Mary Lemira Dodson Callahan
and daughter Catherine.
On October 30, 1917, Mary Lemire Dodson married Malcolm Whitfield Callahan in Gibson County, Tennessee. Malcolm was the son of Perry Commodore Callahan and Catherine Paris Howard. Malcolm served as a Captain in the US Navy during World War I.    On October 24, 1919 their first child was born and they named her Catherine.  When Malcolm was sent overseas in 1926 the three of them boarded the S.S. President Cleveland and set sail for Shanghai China.  

On Mary's passport application she was described as 35 years old, 5 feet 3 inches tall, forehead medium, eyes hazel, with a straight nose.  Her mouth was small and she had a round chin. She had light brown hair, was fair complected with an oval face. She is pictured with their daughter Catherine in the passport application. She is listed as Mary Lee rather than Mary Lemira.

They are back in the US by 1930 and they actually appear twice in the 1930 Census.  On an enumeration dated April 14 1930 Malcolm, Mary and Catharine are living in Norfolk Virginia and Malcolm's occupation is "Lieutenant".  On another enumeration with the same date, April 14 1930, Mary, Catherine and Martha, who was born in 1927, are living in Humboldt Tennessee with Edd Lewis and his wife.  However by 1940 Malcolm, Mary, Catherine and Martha are living in Washington DC and their "inferred" residence for 1935 was listed as Rural, San Diego CA.  

Malcolm Whitfield Callahan died in 1958.  Mary Lemira Dodson Callahan passed on in 1974.  Their daughter Catherine "Cay" Dodson Callahan had a career in the Navy like her father.  Her headstone indicates she was a Lieutenant Commander serving in World War II and Korea.  She died in 1998 and is buried in Arlington National Cemetery with her parents.

This information comes from the press release issued at the time of her death:
"Catherine Dodson "Cay" Callahan, 78, a retired Navy lieutenant commander and World War II veteran whose duties included service as a legislative liaison officer to the U.S. Congress, died of pneumonia November 7, 1998 at Suburban Hospital, Washington.

Commander Callahan, who lived in Washington, was born to a Navy family in Nashville, TN.  She grew up on naval installations in Chongqing, China; Manila; and various U.S. cities.

She began her naval career as a member of a graduating class of WAVE Midshipmen from Smith College in 1943.  As a young communications officer, she served on the staff of Fleet Adm. Ernest J. King throughout World War II.

After her military retirement in 1961, she became special assistant to the executive director of the U.S. Catholic Conference and later executive director of the National Society of the Daughters of American Colonists.

She was a member of the Chi Omega fraternity, the National Society of Colonial Dames of America, the Daughters of the American Revolution and the Army and Navy Club.  She also was  a past president of the National Society of the Daughters of the Barons of Runnymede.

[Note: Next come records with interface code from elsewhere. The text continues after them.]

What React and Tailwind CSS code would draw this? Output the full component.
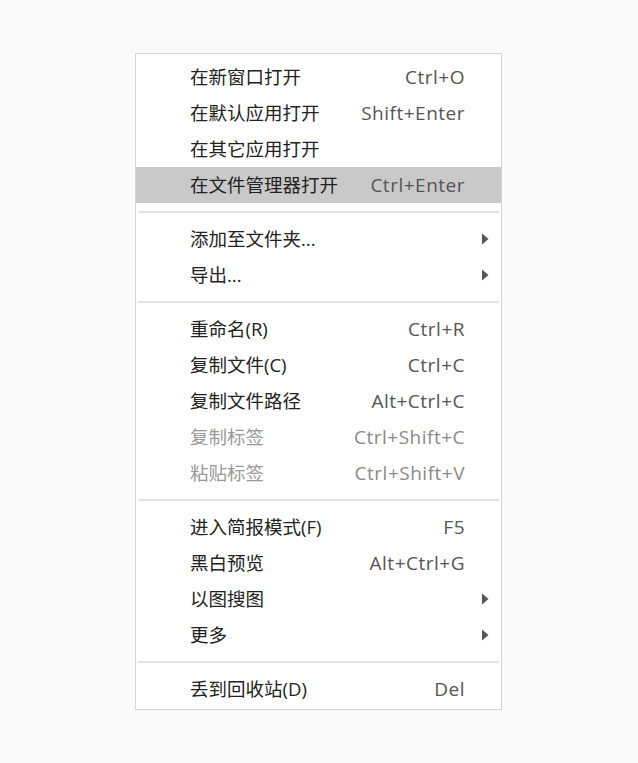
import React from 'react';

const groups = [
  [
    { label: '在新窗口打开', shortcut: 'Ctrl+O' },
    { label: '在默认应用打开', shortcut: 'Shift+Enter' },
    { label: '在其它应用打开' },
    { label: '在文件管理器打开', shortcut: 'Ctrl+Enter', active: true },
  ],
  [
    { label: '添加至文件夹...', submenu: true },
    { label: '导出...', submenu: true },
  ],
  [
    { label: '重命名(R)', shortcut: 'Ctrl+R' },
    { label: '复制文件(C)', shortcut: 'Ctrl+C' },
    { label: '复制文件路径', shortcut: 'Alt+Ctrl+C' },
    { label: '复制标签', shortcut: 'Ctrl+Shift+C', disabled: true },
    { label: '粘贴标签', shortcut: 'Ctrl+Shift+V', disabled: true },
  ],
  [
    { label: '进入简报模式(F)', shortcut: 'F5' },
    { label: '黑白预览', shortcut: 'Alt+Ctrl+G' },
    { label: '以图搜图', submenu: true },
    { label: '更多', submenu: true },
  ],
  [{ label: '丢到回收站(D)', shortcut: 'Del' }],
];

const MenuItem = ({ label, shortcut, submenu, active, disabled }) => (
  <div
    className={`flex h-9 items-center pl-[54px] pr-[12px] ${active ? 'bg-[#c9c9c9]' : ''}`}
  >
    <span className={`flex-1 ${disabled ? 'text-[#9a9a9a]' : 'text-[#222]'}`}>{label}</span>
    {shortcut && (
      <span
        className={`text-[19px] tracking-[0.5px] ${disabled ? 'text-[#8a8a8a]' : 'text-[#555]'}`}
      >
        {shortcut}
      </span>
    )}
    <span className="flex w-6 justify-end">
      {submenu && (
        <svg width="8" height="12" viewBox="0 0 8 12">
          <path d="M1 0.5 L7.5 6 L1 11.5 Z" fill="#555" />
        </svg>
      )}
    </span>
  </div>
);

export default function App() {
  return (
    <div className="min-h-screen bg-[#fafafa] pl-[135px] pt-[53px]">
      <div
        className="w-[367px] border border-[#d4d4d4] bg-white pb-[2px] pt-[5px] text-[18.5px] leading-none"
        style={{ fontFamily: '"Open Sans", "Noto Sans CJK SC", sans-serif' }}
      >
        {groups.map((items, gi) => (
          <div key={gi}>
            {gi > 0 && <div className="mx-[2px] my-2 h-[2px] bg-[#e3e3e3]" />}
            {items.map((item, i) => (
              <MenuItem key={i} {...item} />
            ))}
          </div>
        ))}
      </div>
    </div>
  );
}
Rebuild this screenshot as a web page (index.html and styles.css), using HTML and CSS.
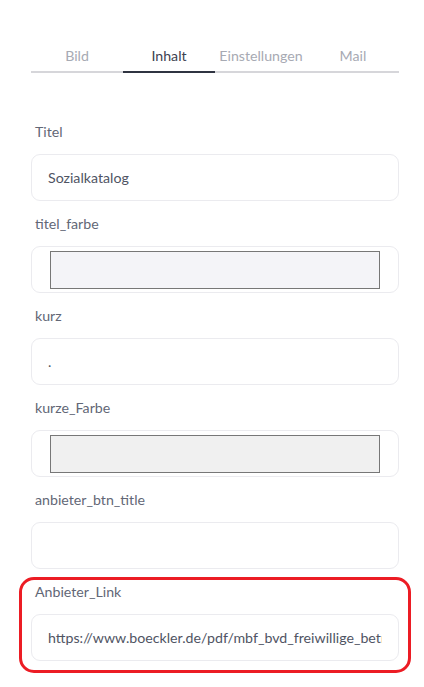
FILE: index.html
```html
<!DOCTYPE html>
<html lang="de">
<head>
<meta charset="utf-8">
<link rel="stylesheet" href="styles.css">
</head>
<body>
<div class="page">
  <nav class="tabs">
    <div class="tab">Bild</div>
    <div class="tab active">Inhalt</div>
    <div class="tab">Einstellungen</div>
    <div class="tab">Mail</div>
  </nav>
  <form class="form">
    <div class="field">
      <div class="label">Titel</div>
      <div class="box"><span class="value">Sozialkatalog</span></div>
    </div>
    <div class="field">
      <div class="label">titel_farbe</div>
      <div class="box"><div class="swatch swatch-a"></div></div>
    </div>
    <div class="field">
      <div class="label">kurz</div>
      <div class="box"><span class="value">.</span></div>
    </div>
    <div class="field">
      <div class="label">kurze_Farbe</div>
      <div class="box"><div class="swatch swatch-b"></div></div>
    </div>
    <div class="field">
      <div class="label">anbieter_btn_title</div>
      <div class="box"><span class="value"></span></div>
    </div>
    <div class="field highlight">
      <div class="label">Anbieter_Link</div>
      <div class="box"><span class="value clip">https://www.boeckler.de/pdf/mbf_bvd_freiwillige_betriebliche_leistungen.pdf</span></div>
    </div>
  </form>
</div>
</body>
</html>
```

FILE: styles.css
```css
html, body {
  margin: 0;
  padding: 0;
  background: #ffffff;
}
body {
  font-family: "Lato", "Noto Sans", sans-serif;
  font-size: 14.2px;
  color: #5f6472;
}
.page {
  width: 368px;
  padding-left: 31px;
}
.tabs {
  display: grid;
  grid-template-columns: repeat(4, 1fr);
  margin-top: 46px;
}
.tab {
  text-align: center;
  line-height: 20px;
  padding-bottom: 5px;
  border-bottom: 2px solid #d6d6da;
  color: #a7aab3;
}
.tab.active {
  color: #3d4250;
  border-bottom-color: #2f3441;
}
.form {
  margin-top: 49px;
  display: flex;
  flex-direction: column;
}
.field {
  display: flex;
  flex-direction: column;
  margin-bottom: 13px;
}
.label {
  line-height: 20px;
  padding-left: 4px;
  margin-bottom: 12px;
  color: #626776;
}
.box {
  height: 47px;
  box-sizing: border-box;
  border: 1px solid #ebebef;
  border-radius: 9px;
  display: flex;
  align-items: center;
  padding: 0 16px 0 16px;
  overflow: hidden;
}
.value {
  color: #4f5463;
  line-height: 20px;
  white-space: nowrap;
}
.clip {
  overflow: hidden;
  text-overflow: clip;
  display: block;
  width: 100%;
}
.swatch {
  flex: 1;
  height: 38px;
  box-sizing: border-box;
  border: 1px solid #777777;
  margin: 0 2px;
}
.swatch-a { background: #f4f4f8; }
.swatch-b { background: #f0f0f0; }
.highlight {
  margin: -5px -12px 0 -12px;
  padding: 2px 9px 9px 9px;
  border: 3px solid #ec1c24;
  border-radius: 15px;
}
```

She leaves no immediate survivors." 

Malcolm and Mattie's daughter Martha Ann Callahan married Wade H. Atkinson of Fairfax Virginia. Martha died December 8, 1997 in Gaithersburg, VA.  She was a graduate of George Washington University.  She was a research and administrative assistant to Sen Andrew. Shoeppel of Kansas during the 1950's.  In addition Martha belonged to many organizations including the DAR, Colonial Dames of America, the Army and Navy Club to name a few.  

Though the family connection has long since been forgotten the pictures of Mary Lemire Dodson that we found in Moran Place have helped bring us closer to those past connections.